À diferença da série, não encontrei, nem nos livros e nem em minhas anotações, Corpo-seco com a função de espírito obsessor. Imagino que os roteiristas, trazendo à luz uma personagem tão problemática, buscavam uma entidade que pudesse sintetizar a ganância predatória, verdadeira maldição no país onde biomas como o cerrado e a Amazônia ardem em chamas.

Por fim, o Boto, entidade cujo deslocamento geográfico causou profunda estranheza, em que pese o seu nome na série, Manaus, indicar a sua procedência. Em sua função de sedutor, contraparte masculino da Mãe d’Água, o Boto como amante antropomorfo inexiste nos relatos dos cronistas coloniais e o primeiro registro se dá apenas em meados do século XIX, culminando no Uauaiará da hierarquia de deuses estabelecida por Couto de Magalhães, vista hoje com ressalvas. No verbete Boto, do Dicionário do Folclore Brasileiro (INL, 1962, págs. 131-34), Luís da Câmara Cascudo, amparado em ampla bibliografia, indica fontes clássicas, como Auro Gélio, apontando para a antiga tradição dos delfins “voluptuosos e enamorados” do Mediterrâneo. Na série, o Boto em sua forma humana é vivido pelo ator Victor Sparapane, e, apesar de ter uma participação relativamente pequena, conecta-se à trama principal (o mistério, do qual pouco falei, evitando spoilers) e a uma interessante trama paralela, por meio da personagem Fabiana (Tainá Medina), que espera um filho dele.

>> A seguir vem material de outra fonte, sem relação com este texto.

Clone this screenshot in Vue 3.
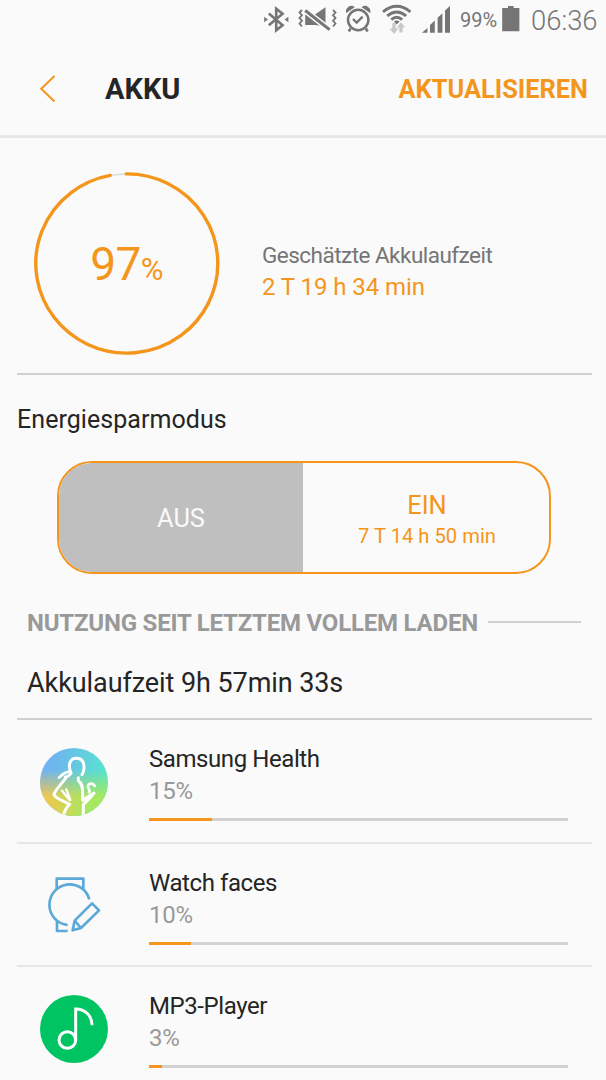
<script setup>
import { ref } from 'vue'

const charge = 97
const mode = ref('off')

const apps = [
  { id: 'health', name: 'Samsung Health', usage: 15 },
  { id: 'watch', name: 'Watch faces', usage: 10 },
  { id: 'music', name: 'MP3-Player', usage: 3 },
]
</script>

<template>
  <div class="screen">
    <div class="status-bar">
      <svg class="bluetooth" width="25" height="42" viewBox="0 0 25 42">
        <path
          d="M4.8 13.5 18.6 25.2 12.2 30.3V8.7L18.6 13.8 4.8 25.2"
          fill="none"
          stroke="#757575"
          stroke-width="2.6"
        />
        <path d="M.2 16.8 4 19.5.2 22.2ZM24.4 16.8 20.6 19.5 24.4 22.2Z" fill="#757575" />
      </svg>
      <svg class="mute" width="39" height="42" viewBox="0 0 39 42">
        <path d="M7.2 14.6H17L27.5 7.3V26.5L17 25H7.2Z" fill="#757575" />
        <path d="M8 8.9 34 29.2" stroke="#fafafa" stroke-width="2.4" />
        <path d="M7.2 10.6 31.5 29.8" stroke="#757575" stroke-width="3.2" />
        <path d="M7.2 13.4 30 31.4" stroke="#fafafa" stroke-width="1.4" />
        <path
          d="M4 10 1.5 12.5 4 15.2 1.5 18 4 20.8 1.5 23.5 4 26.5M35 10 37.5 12.5 35 15.2 37.5 18 35 20.8 37.5 23.5 35 26.5"
          fill="none"
          stroke="#757575"
          stroke-width="1.8"
        />
      </svg>
      <svg class="alarm" width="25" height="42" viewBox="0 0 25 42">
        <g fill="none" stroke="#757575">
          <circle cx="12.2" cy="20" r="10.2" stroke-width="2.5" />
          <path d="M7 19 10.7 22.6 16.6 16.6" stroke-width="2.4" />
          <path d="M4.5 28.5 2.8 31.5M19.9 28.5 21.6 31.5" stroke-width="2.6" />
        </g>
        <path d="M.3 13A5.3 5.3 0 0 1 8.7 7.2ZM24.1 13A5.3 5.3 0 0 0 15.7 7.2Z" fill="#757575" />
      </svg>
      <svg class="wifi" width="32" height="42" viewBox="0 0 32 42">
        <g fill="none" stroke="#757575" stroke-width="2.9">
          <path d="M3 11.8Q16.7 .8 30.4 11.8" />
          <path d="M7.2 15.8Q16.7 8 26.2 15.8" />
          <path d="M11.3 19.6Q16.7 15 22.1 19.6" />
        </g>
        <path d="M13.8 21.6Q16.7 19.2 19.6 21.6L16.7 24.4Z" fill="#757575" />
        <path
          d="M12.3 23H15.7V28.5H18.5L14 34 9.5 28.5H12.3ZM19.3 32.5V27.5H16.8L21 22.3 25.2 27.5H22.7V32.5Z"
          fill="#c8c8c8"
        />
      </svg>
      <svg class="signal" width="29" height="42" viewBox="0 0 29 42">
        <path
          d="M0 32.8 5.4 28V32.8ZM8 25 12.8 20.4V32.8H8ZM15.6 17.8 20.4 13.2V32.8H15.6ZM23 10.6 28 6V32.8H23Z"
          fill="#757575"
        />
      </svg>
      <span class="battery-text">99%</span>
      <svg class="battery" width="18" height="42" viewBox="0 0 18 42">
        <path d="M.2 8H6V6H11.6V8H17.4V31.3H.2Z" fill="#757575" />
      </svg>
      <span class="clock">06:36</span>
    </div>

    <header class="header">
      <svg class="back" width="18" height="28" viewBox="0 0 18 28">
        <path d="M15.5 1 2.2 13.7 15.5 26.5" fill="none" stroke="#f4951c" stroke-width="2" />
      </svg>
      <h1 class="title">AKKU</h1>
      <span class="refresh">AKTUALISIEREN</span>
    </header>

    <section class="summary">
      <div class="gauge">
        <svg class="ring" width="186" height="184" viewBox="0 0 186 184">
          <ellipse cx="92.9" cy="91.5" rx="91" ry="89.6" fill="none" stroke="#dcdcdc" stroke-width="1.5" />
          <path
            d="M92.2 1.9A91 89.6 0 1 1 76.2 3.4"
            fill="none"
            stroke="#f4951c"
            stroke-width="3.4"
            stroke-linecap="round"
          />
        </svg>
        <div class="gauge-value">{{ charge }}<small>%</small></div>
      </div>
      <div class="estimate">
        <div class="estimate-label">Geschätzte Akkulaufzeit</div>
        <div class="estimate-time">2 T 19 h 34 min</div>
      </div>
    </section>

    <section class="saver">
      <h2 class="saver-title">Energiesparmodus</h2>
      <div class="toggle">
        <div class="option" :class="{ selected: mode === 'off' }" @click="mode = 'off'">
          <span class="option-name">AUS</span>
        </div>
        <div class="option" :class="{ selected: mode === 'on' }" @click="mode = 'on'">
          <span class="option-name">EIN</span>
          <span class="option-time">7 T 14 h 50 min</span>
        </div>
      </div>
    </section>

    <div class="section-head">
      <span class="section-title">NUTZUNG SEIT LETZTEM VOLLEM LADEN</span>
      <span class="section-line"></span>
    </div>
    <div class="runtime">Akkulaufzeit 9h 57min 33s</div>

    <div class="apps">
      <div v-for="app in apps" :key="app.id" class="app">
        <svg v-if="app.id === 'health'" class="app-icon" viewBox="31 38 204 204">
          <defs>
            <linearGradient id="sky" x1="0" y1="0" x2="1" y2="0.15">
              <stop offset="0.2" stop-color="#6fb4f0" />
              <stop offset="1" stop-color="#58e3cf" />
            </linearGradient>
            <linearGradient id="meadow" x1="0" y1="0" x2="1" y2="0">
              <stop offset="0.1" stop-color="#f0c850" />
              <stop offset="0.7" stop-color="#a5e860" />
            </linearGradient>
            <linearGradient id="fade" x1="0" y1="0" x2="0" y2="1">
              <stop offset="0.32" stop-color="#000" />
              <stop offset="0.72" stop-color="#fff" />
            </linearGradient>
            <mask id="ground">
              <rect x="31" y="38" width="204" height="204" fill="url(#fade)" />
            </mask>
            <clipPath id="disc">
              <circle cx="133" cy="140" r="102" />
            </clipPath>
          </defs>
          <circle cx="133" cy="140" r="102" fill="url(#sky)" />
          <circle cx="133" cy="140" r="102" fill="url(#meadow)" mask="url(#ground)" />
          <g
            clip-path="url(#disc)"
            fill="none"
            stroke="#fff"
            stroke-width="9"
            stroke-linecap="round"
            stroke-linejoin="round"
          >
            <path d="M124 113C113 88 122 69 140 69C158 69 164 82 163 98C163 106 161 113 157 118" />
            <path d="M122 109C108 109 98 117 88 127M124 113C121 121 112 124 106 125" stroke-width="8" />
            <path d="M108 129C99 140 78 164 73 176C72 183 85 190 94 194L120 207C110 216 103 230 100 246" />
            <path d="M146 127V136C157 143 159 155 159 178V195L193 173C184 184 173 197 161 207V246" />
            <path d="M97 166 120 194M110 162 122 194" stroke-width="7" />
            <path d="M178 171C184 164 172 159 175 151C178 143 190 142 195 152" stroke-width="8" />
          </g>
        </svg>
        <svg v-else-if="app.id === 'watch'" class="app-icon" viewBox="31 34 204 204">
          <g fill="none" stroke="#5ca9d8" stroke-width="8" stroke-linejoin="round">
            <path d="M81 87V57H161V87" />
            <path d="M114 196A61 61 0 1 1 179 119" />
            <path d="M82 184V214H114" />
            <path d="M187 131 208 152 154 205 129 212 135 183Z" />
            <path d="M135 183 154 205" />
          </g>
        </svg>
        <svg v-else class="app-icon" viewBox="31 29 204 204">
          <circle cx="133" cy="131" r="102" fill="#00c462" />
          <g fill="none" stroke="#fff" stroke-width="9">
            <circle cx="113" cy="164" r="25" />
            <path d="M138 166V71C166 71 187 91 187 120" />
          </g>
        </svg>
        <div class="app-info">
          <div class="app-name">{{ app.name }}</div>
          <div class="app-usage">{{ app.usage }}%</div>
          <div class="bar">
            <div class="bar-fill" :style="{ width: app.usage + '%' }"></div>
          </div>
        </div>
      </div>
    </div>
  </div>
</template>

<style>
body {
  background-color: #fafafa;
  overflow: hidden;
}
</style>

<style scoped>
.screen {
  width: 606px;
  height: 1080px;
  overflow: hidden;
  background-color: #fafafa;
  color: #252525;
  font-family: Roboto, sans-serif;
  white-space: nowrap;
}

.status-bar {
  display: flex;
  height: 42px;
  padding-left: 264px;
  color: #757575;
  line-height: 40px;
}

.status-bar svg {
  flex: none;
}

.mute,
.alarm,
.wifi {
  margin-left: 9px;
}

.signal {
  margin-left: 10px;
}

.battery-text {
  width: 42px;
  margin-left: 9px;
  font-size: 20px;
}

.clock {
  margin-left: 11px;
  font-size: 27.4px;
  font-weight: 300;
  line-height: 42px;
}

.header {
  display: flex;
  align-items: center;
  box-sizing: border-box;
  height: 96px;
  padding: 0 18px 0 39px;
  border-bottom: 3px solid #e7e7e7;
}

.title {
  margin: 0 0 0 48px;
  font-size: 29px;
  font-weight: 700;
}

.refresh {
  margin-left: auto;
  color: #f4951c;
  font-size: 25.4px;
  font-weight: 700;
}

.summary {
  display: flex;
  box-sizing: border-box;
  height: 237px;
  margin: 0 14px 0 17px;
  padding: 34px 0 0 17px;
  border-bottom: 2px solid #d0d0d0;
}

.gauge {
  display: grid;
  width: 186px;
  height: 184px;
}

.ring,
.gauge-value {
  grid-area: 1 / 1;
}

.gauge-value {
  place-self: center;
  padding: 5px 1px 0 0;
  color: #f4951c;
  font-size: 46px;
  letter-spacing: -0.7px;
  line-height: 54px;
}

.gauge-value small {
  font-size: 31px;
}

.estimate {
  margin: 68px 0 0 42px;
}

.estimate-label {
  color: #757575;
  font-size: 22.5px;
  letter-spacing: -0.52px;
  line-height: 31px;
}

.estimate-time {
  color: #f4951c;
  font-size: 24px;
  letter-spacing: -0.06px;
  line-height: 32px;
}

.saver {
  height: 225px;
}

.saver-title {
  margin: 0;
  padding: 29px 0 25px 17px;
  font-size: 25px;
  font-weight: 400;
  letter-spacing: 0.06px;
  line-height: 32px;
}

.toggle {
  display: flex;
  box-sizing: border-box;
  width: 494px;
  height: 113px;
  margin-left: 57px;
  border: 2px solid #f4951c;
  border-radius: 35px;
  overflow: hidden;
}

.option {
  display: flex;
  flex: 1;
  flex-direction: column;
  align-items: center;
  justify-content: center;
  padding: 5px 0 0 2px;
  color: #f4951c;
}

.option.selected {
  padding: 0;
  background-color: #bfbfbf;
  color: #fafafa;
}

.option-name {
  font-size: 25.4px;
  line-height: 32px;
}

.option-time {
  font-size: 20.2px;
  line-height: 31px;
}

.section-head {
  display: flex;
  align-items: center;
  height: 46px;
  padding: 0 25px 0 27px;
}

.section-title {
  color: #999;
  font-size: 24px;
  font-weight: 700;
  letter-spacing: -0.21px;
}

.section-line {
  flex: 1;
  height: 2px;
  margin: 0 0 3px 10px;
  background-color: #d0d0d0;
}

.runtime {
  box-sizing: border-box;
  height: 74px;
  margin: 0 14px 0 17px;
  padding: 21px 0 0 10px;
  border-bottom: 2px solid #d0d0d0;
  font-size: 27px;
  letter-spacing: -0.08px;
  line-height: 32px;
}

.app {
  display: flex;
  box-sizing: border-box;
  height: 123.5px;
  margin: 0 14px 0 17px;
  padding: 23px 24px 0 23px;
  border-bottom: 2px solid #e7e7e7;
}

.app-icon {
  flex: none;
  width: 68px;
  height: 68px;
  margin-top: 4.5px;
}

.app-info {
  flex: 1;
  margin-left: 41px;
}

.app-name {
  font-size: 24px;
  letter-spacing: -0.42px;
  line-height: 32px;
}

.app-usage {
  color: #999;
  font-size: 24px;
  letter-spacing: -0.3px;
  line-height: 32px;
}

.bar {
  height: 3px;
  margin-top: 11px;
  background-color: #d2d2d2;
}

.bar-fill {
  height: 100%;
  background-color: #f4951c;
}
</style>
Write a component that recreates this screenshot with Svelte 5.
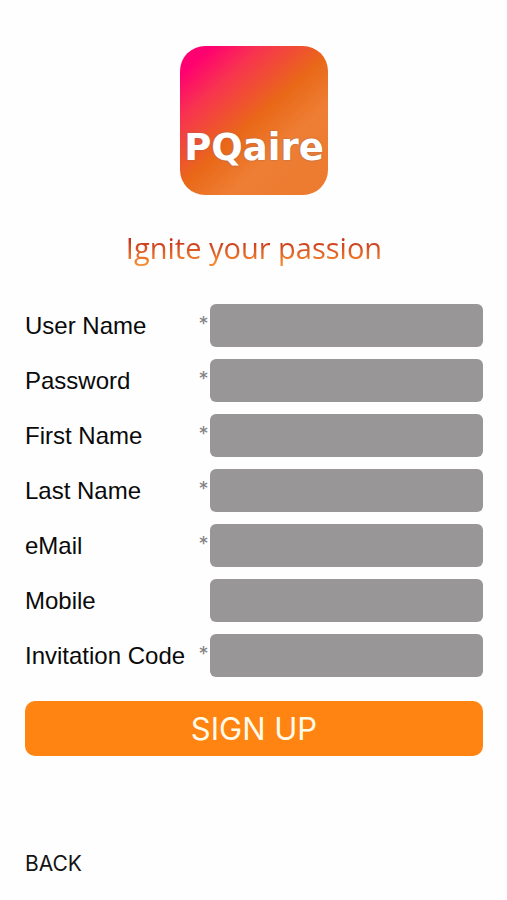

Fora do ciclo encantado, mas inteiramente ligado a ele, está Ciço, líder comunitário da Vila Toré, interpretado pelo ator paraibano José Dumont, talvez a presença mais marcante de toda a série, representante do pensamento mágico, sempre ameaçado num país que se recusa a olhar para as suas tradições na mesma medida que se recusa a preservar as suas florestas e os modos de vida tradicionais.

Fecho o parêntese e volto a falar da série.

Há algumas semanas tenho lido, nas redes sociais, comentários a respeito da série e postagens com links sobre as criaturas fantásticas, incluindo dicas de livros, como o já citado, e imprescindível, Geografia dos mitos brasileiros, além de obras sobre o tema da escritora Januária Cristina Alves, consultora da série, autora de livros sobre o folclore brasileiro, homenageada pelos roteiristas, que batizaram com o seu nome a avó do protagonista (Thaia Perez). Os debates em torno de questões identitárias também são muito bem-vindos, desde que pautados no respeito à liberdade que é o cerne da criação artística. E é em torno desses debates, afinal o mundo da arte é essencialmente dialético, que se alicerçam as histórias contadas, escritas ou filmadas, alimentadas pela imaginação poderosa de todos os povos desta terra.